RP reels from two-notch credit ratings cut
RP reels from two-notch credit ratings cut
Agence France-Presse, Manila
Confidence was hit on Wednesday by a devastating two-notch cut in the Philippines's sovereign credit ratings by Moody's Investors Service just days after deadly bombings rocked the financial district and the south.
The rating action pointed again to a damaging build-up of public debt, the government's main worry after President Gloria Arroyo conceded last year that Manila was fast approaching a fiscal crisis.
The peso dived to near 55 to the dollar levels and stock prices gave up hefty early gains moments after Moody's announced it had docked the country's long-term foreign- and local-currency ratings.
"We believe Moody's decision is quite severe but we take this as a challenge to pursue reforms with a greater sense of urgency," said President Gloria Arroyo's spokesman Ignacio Bunye.
The ratings cut followed a series of bombings in Manila, and the southern cities of Davao and General Santos late on Monday that claimed 12 lives and injured 145 others.
Police said the attacks were linked to a bloody Muslim revolt now in its second week on the southern island of Jolo. The government says the Abu Sayyaf, a militant Muslim group that is on the U.S. government's terrorist blacklist, is involved in the violence.
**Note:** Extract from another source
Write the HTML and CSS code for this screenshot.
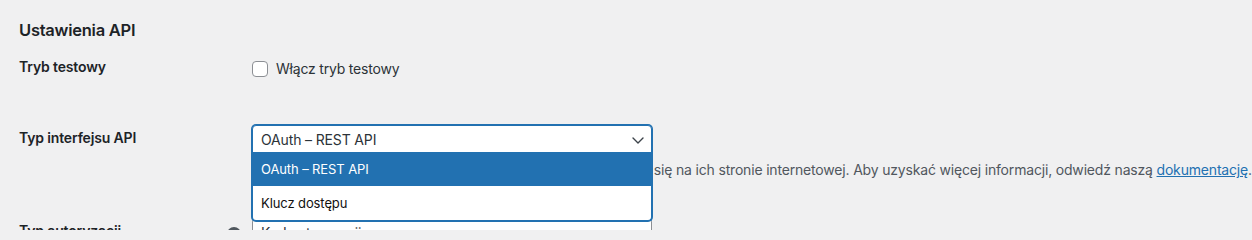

Moody's also expressed concern over the bombings, which raised fresh concerns over the security situation in the country.
"Ongoing political and social unrest also undermines efforts to re-establish confidence," it said.
"The stock market may have managed to stand up after the first blow but the second one was too much," said Jose Vistan of AB Capital Securities, referring to the bombings and the credit rating action.
Arroyo and analysts both insist that while the series of bombings and unrest in the Philippines have drawn global attention, the economic impact should be transitory, with tourism taking the most of the immediate fallout.
The United States, among others, warned its citizens to exercise caution while in the Philippines.
"If we have the right infrastructure -- after all terrorism occurs all over the world and the Philippines is one of the best in fighting terrorism -- we would still be able to attract foreign investments," Arroyo said on Tuesday.
Finance Secretary Cesar Purisima, who insisted that "the market has priced (Moody's action) in," said he hoped "the market will see through this downgrade and all those noises to realize there has been a change in the dynamics in the Philippines."
However, after trading at five-year record levels early Wednesday, the Philippine Stock Exchange composite index closed 11.62 points or 0.56 percent lower to 2,078.48.
The peso fell to 54.88 to the dollar from 54.695 late on Tuesday.
Moody's action was more drastic than Standard and Poor's, which cut its sovereign ratings by a notch last month.
A single downgrade adds between 1.0 and 1.5 percentage points to the interest charge on government issued debt, according to Central Bank of the Philippines estimates. A two-notch cut would be more costly.
Moody's lowered Manila's foreign-currency rating for government bonds to B1 from Ba2 and the long-term foreign- currency country ceiling for bonds to B1 from Ba2. The outlook on all the ratings is stable.
Moody's said "the large build-up in government and external debt introduces heightened vulnerability to shocks despite recent efforts by the government and legislature to enact fiscal reforms."
It cited slow and difficult progress in Arroyo's efforts to shore up state finances, which it acknowledged were "politically painful choices".